Z985 Cuvette AquaPen

Z985 AquaPen is a cuvette version of the Z980 AquaPen chlorophyll fluorometer. It has blue and red measuring lights that enable chlorophyll fluorescence measurements of photosynthetic parameters both in algal and cyanobacterial suspensions in a cuvette. Due to its ultra-high sensitivity – up to 0.5 μg Chl/L, the Cuvette AquaPen can make measurements in natural water samples containing low concentrations of phytoplankton.

The Z985 AquaPen includes the chlorophyll fluorescence kinetics protocols for measurements of OJIP, NPQ and Light Curve responses of QY.  In addition optical density (OD) at 680nm and 720nm can also be measured.  The unit has both data transfer option via Bluetooth and USB communication technology.  With a built-in GPS module and a rechargable Li-ion battery it is ideal for use in the field. The AquaPen comes with PC software for data transfer and visualization.  A Probe version of the AquaPen (Z980) allows the same measurements of chlorophyll fluorescence in suspension by directly placing the probe in the suspension medium.

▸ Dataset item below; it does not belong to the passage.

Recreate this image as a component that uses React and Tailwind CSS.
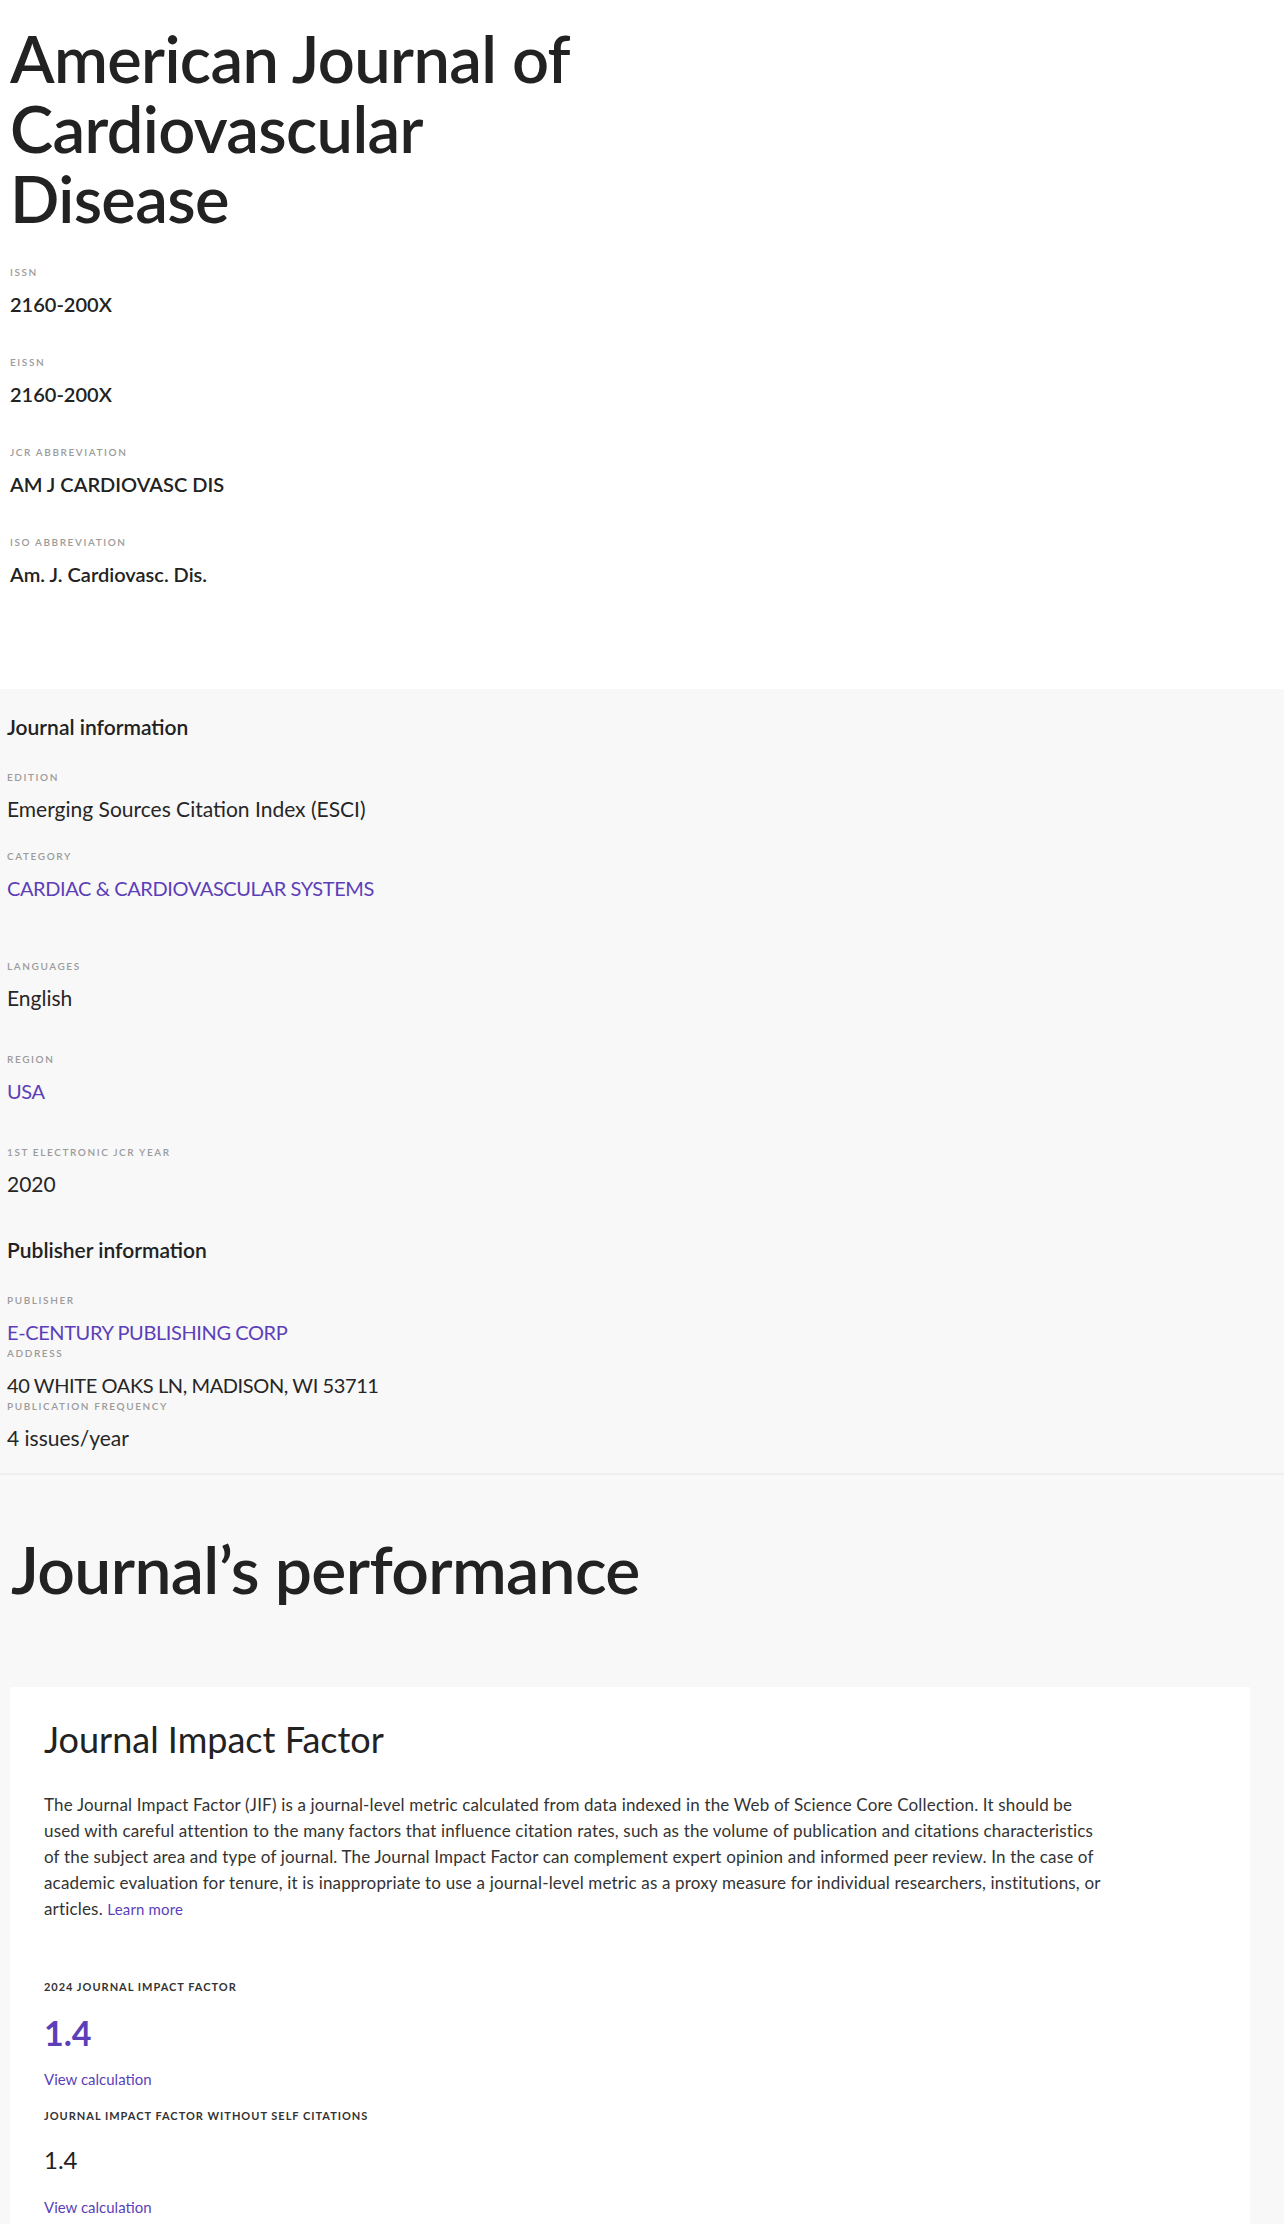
import React from 'react';

const Label = ({ children, className = '' }) => (
  <div className={`text-[10px] leading-[14px] font-semibold uppercase tracking-[0.16em] text-[#9b9b9b] ${className}`}>
    {children}
  </div>
);

const topFields = [
  { label: 'ISSN', value: '2160-200X' },
  { label: 'eISSN', value: '2160-200X' },
  { label: 'JCR Abbreviation', value: 'AM J CARDIOVASC DIS' },
  { label: 'ISO Abbreviation', value: 'Am. J. Cardiovasc. Dis.' },
];

// caps values run wide in Lato, so tighten them a little
const Value = ({ children, link, caps, className = '' }) => (
  <div
    className={`mt-[11px] leading-[28px] ${caps ? 'text-[20px] tracking-[-0.02em]' : 'text-[21px]'} ${
      link ? 'text-[#5c3fb8]' : 'text-[#262626]'
    } ${className}`}
  >
    {children}
  </div>
);

export default function App() {
  return (
    <div className="min-h-screen bg-white font-['Lato',sans-serif] text-[#222]">
      {/* header block */}
      <section className="px-[10px] pt-[23px] pb-[101px]">
        <h1 className="w-[600px] text-[65px] leading-[70px] font-semibold tracking-[-0.01em] text-[#222]">
          American Journal of Cardiovascular Disease
        </h1>
        <div className="mt-[32px] flex flex-col gap-[37px]">
          {topFields.map((f) => (
            <div key={f.label}>
              <Label>{f.label}</Label>
              <div className="mt-[11px] text-[20px] leading-[28px] font-semibold text-[#222]">{f.value}</div>
            </div>
          ))}
        </div>
      </section>

      {/* journal + publisher info */}
      <section className="bg-[#f8f8f8] px-[7px] pt-[24px] pb-[21px] border-b-2 border-[#efefef]">
        <h2 className="text-[21px] leading-[28px] font-semibold text-[#222]">Journal information</h2>

        <div className="mt-[29px]">
          <Label>Edition</Label>
          <Value>Emerging Sources Citation Index (ESCI)</Value>
        </div>
        <div className="mt-[26px]">
          <Label>Category</Label>
          <Value link caps>CARDIAC &amp; CARDIOVASCULAR SYSTEMS</Value>
        </div>
        <div className="mt-[57px]">
          <Label>Languages</Label>
          <Value className="mt-[10px]">English</Value>
        </div>
        <div className="mt-[40px]">
          <Label>Region</Label>
          <Value link caps className="mt-[10px]">USA</Value>
        </div>
        <div className="mt-[40px]">
          <Label>1st Electronic JCR Year</Label>
          <Value>2020</Value>
        </div>

        <h2 className="mt-[38px] text-[21px] leading-[28px] font-semibold text-[#222]">Publisher information</h2>
        <div className="mt-[29px]">
          <Label>Publisher</Label>
          <Value link caps className="mt-[10px]">E-CENTURY PUBLISHING CORP</Value>
        </div>
        <div>
          <Label>Address</Label>
          <Value caps>40 WHITE OAKS LN, MADISON, WI 53711</Value>
        </div>
        <div>
          <Label>Publication frequency</Label>
          <Value>4 issues/year</Value>
        </div>
      </section>

      {/* performance */}
      <section className="bg-[#f8f8f8] pt-[59px] pb-[80px]">
        <h2 className="px-[11px] text-[66px] leading-[70px] font-semibold tracking-[-0.01em] text-[#222]">
          Journal’s performance
        </h2>

        <div className="mt-[83px] ml-[10px] w-[1240px] bg-white pl-[34px] pr-[60px] pt-[30px] pb-[60px]">
          <h3 className="text-[36px] leading-[44px] font-normal text-[#222]">Journal Impact Factor</h3>
          <p className="mt-[31px] text-[17px] leading-[26px] tracking-[0.01em] text-[#333]">
            The Journal Impact Factor (JIF) is a journal-level metric calculated from data indexed in the Web of Science
            Core Collection. It should be
            <br />
            used with careful attention to the many factors that influence citation rates, such as the volume of
            publication and citations characteristics
            <br />
            of the subject area and type of journal. The Journal Impact Factor can complement expert opinion and informed
            peer review. In the case of
            <br />
            academic evaluation for tenure, it is inappropriate to use a journal-level metric as a proxy measure for
            individual researchers, institutions, or
            <br />
            articles. <a href="#" className="text-[15px] text-[#5c3fb8]">Learn more</a>
          </p>

          <div className="mt-[57px] text-[11px] leading-[16px] font-bold uppercase tracking-[0.09em] text-[#333]">
            2024 Journal Impact Factor
          </div>
          <div className="mt-[18px] text-[34px] leading-[40px] font-bold text-[#5c3fb8]">1.4</div>
          <a href="#" className="mt-[16px] block w-fit text-[15px] leading-[20px] text-[#5c3fb8]">View calculation</a>

          <div className="mt-[19px] text-[11px] leading-[16px] font-bold uppercase tracking-[0.09em] text-[#333]">
            Journal Impact Factor without self citations
          </div>
          <div className="mt-[20px] text-[24px] leading-[32px] text-[#222]">1.4</div>
          <a href="#" className="mt-[21px] block w-fit text-[15px] leading-[20px] text-[#5c3fb8]">View calculation</a>
        </div>
      </section>
    </div>
  );
}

  • Hand-held chlorophyll fluorometer for algal suspensions placed in a cuvette
  • High chlorophyll detection sensitivity – up to 0.5 ug chl/L
  • Includes 4ml cuvettes
  • Measurements of Optical Density at 680 and 720nm
  • Software and data transfer to PC module via USB and Bluetooth included
  • GPS module included
  • Rechargeable Li-ion battery

NPQ and Light Curve Protocols

  • Three predefined NPQ protocols differing in the duration of light exposure and dark recovery phase as well as in the number of intervals between the pulses
  • Typically used for quantification of photochemical and non-photochemical quenching in dark-adapted samples
  • NPQ 1 protocol: light duration 60s, 5 pulses; dark recovery duration 88s, 3 pulses
  • NPQ 2 protocol: light duration 200s, 10 pulses; dark recovery duration 390s, 7 pulses
  • NPQ3 protocol:light duration 200s, 10 pulses; dark recovery duration 60s, 2 pulses
  • Three predefined protocols differing in number and duration of light phases and light intensities
  • Based on pulse modulated fluorometry (PAM)
  • The effective quantum yields of photosynthesis are determined under various light intensities of continuous illumination.
  • Light response curve relating the rate of photosynthesis to photon flux density
  • LC1 protocol: 6 phases with 60s duration (10, 20, 50, 100, 300, 500 uE)
  • LC2 protocol: 5 phases with 30s duration (100, 200, 300, 500, 1000uE)
  • LC3 protocol: 7 phases with 60s duration (10, 20, 50, 100, 300, 500, 1000uE)

Software – sample data

Sample NPQ data

Sample OJIP data

OJIP parameters
  • Bckg = background
  • F0: = F50µs; fluorescence intensity at 50 µs
  • FJ: = fluorescence intensity at j-step (at 2 ms)
  • Fi: = fluorescence intensity at i-step (at 60 ms)
  • FM: = maximal fluorescence intensity
  • FV: = FM – F0 (maximal variable fluorescence)
  • VJ = (FJ – F0) / (FM – F0)
  • Vi = (Fi – F0) / (FM – F0)
  • FM / F0
  • FV / F0
  • FV/ FM
  • M0 or (dV / dt)0 = TR0 / RC – ET0 / RC = 4 (F300 – F0) / (FM – F0)
  • Area = area between fluorescence curve and FM (background subtracted)
  • Fix Area = total area above the OJIP fluorescence transient – between F40µ and F1s(background subtracted)
  • SM = area / FM – F0 (multiple turn-over)
  • Ss = the smallest Sm turn-over (single turn-over)
  • N = SM . M0 . (1 / VJ) turn-over number QA
  • Phi_P0 = 1 – (F0 / FM (or FV / FM)
  • Psi_0 = 1 – VJ
  • Phi_E0 = (1 – F0 / FM)) . Psi_0
  • Phi_D0 = 1 – Phi_P0 – (F0 / FM)
  • Phi_Pav = Phi_P0 – (SM / tFM); tFM) = Time to reach FM (in ms)
  • ABS / RC = M0 . (1 / VJ) . (1 / Phi_P0)
  • TR0 / RC = M0 . (1 / VJ)
  • ET0 / RC = M0 . (1 / VJ) . Phi_0)
  • DI0 / RC = (ABS / RC) – (TR0 / RC)

Formulas Derived From:
R.J. Strasser, A. Srivastava and M. Tsimilli-Michael (2000): The fluorescence transient as a tool to characterize and screen photosynthetic samples. In: Probing Photosynthesis: Mechanism, Regulation and Adaptation (M. Yunus, U. Pathre and P. Mohanty, eds.), Taylor and Francis, UK, Chapter 25, pp 445-483.